I also caught a pickerel in Long Pond, although uncommon as is aquatic vegetation, which pickerel need. Mostly I used Senko-type plastics and the 17-inch pickerel jolted one of these by the Strike King brand. Before I could even name what hit it, I set the hook knowing, no less--a pickerel--and needing to set hook fast to avoid a cut off.

Smallmouths crashed into these far casting, fast sinking worms with cold fierceness. Our largest weighed over three pounds, all of our fishing done in a canoe. My graph recorder helped, and Matt had loads of fun locating smallmouths in deeper water with it, then lowering nightcrawlers directly down; so much fun that I did some of this myself. We would launch at the north end and paddle down lake a couple of miles or more and back. Twice we did this: me, my son, and my wife Patricia.

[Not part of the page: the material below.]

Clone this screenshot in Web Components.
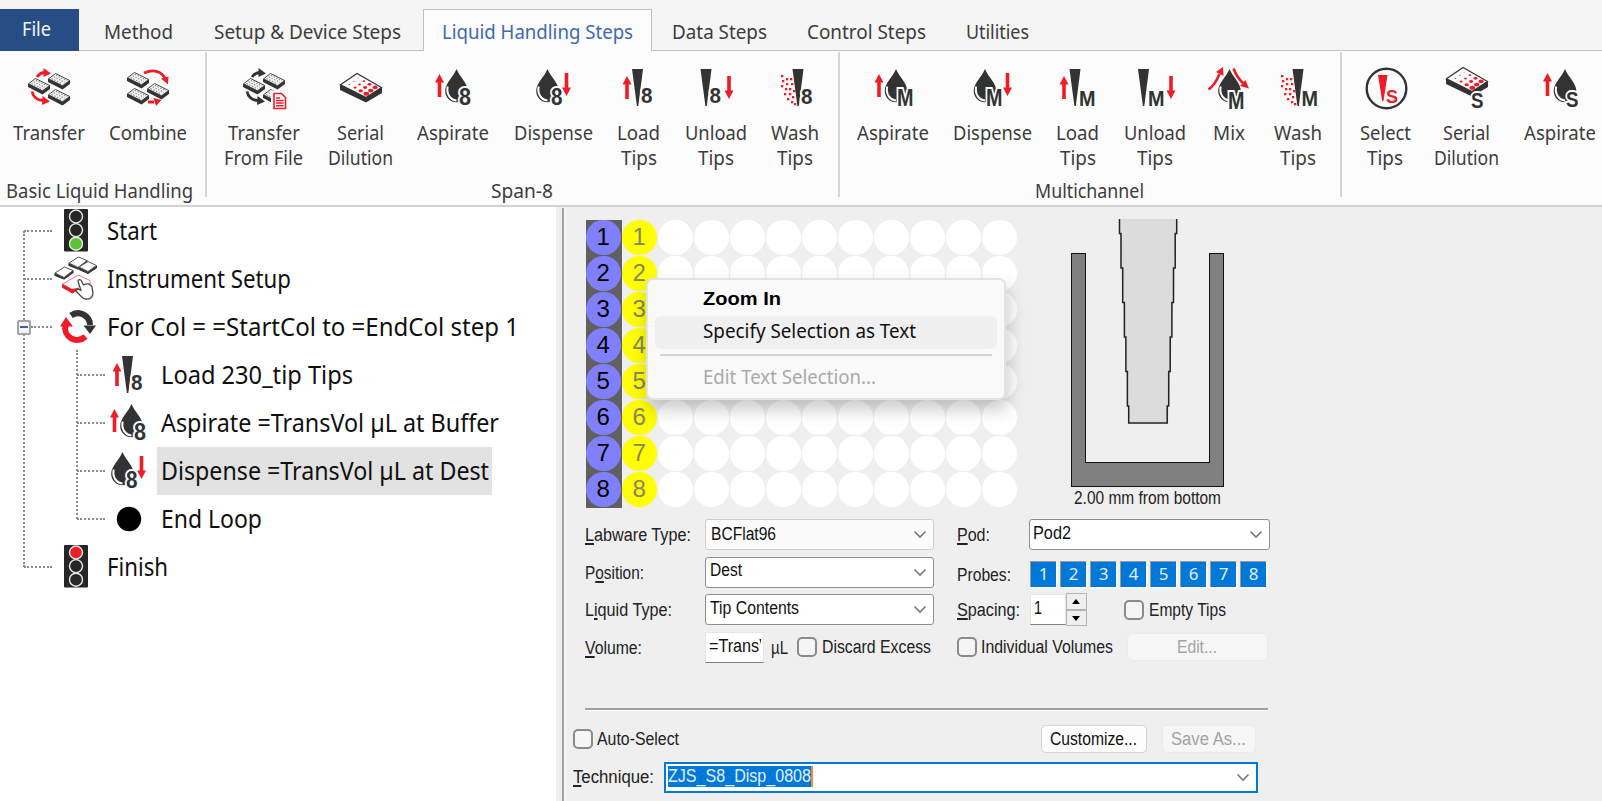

Doing plenty of internet research, I became aware of Green Lake perhaps 40 miles west of MDI, this was the one lake we could count on for accessing lake trout, which we did sort of access. Matt got a one-ounce Kastmaster down among them at 63 feet; we had loads of markings on the graph recorder, although not one hit. It felt very exciting being this close to lake trout in a canoe--20-pounders common. We back paddled against the breeze so that Matt's presentations dropped effectively enough in among those fish.

The smallmouths we caught on Green Lake added thrills along steep shorelines and giant boulders, but none of them were so much fun as trying for the lakers.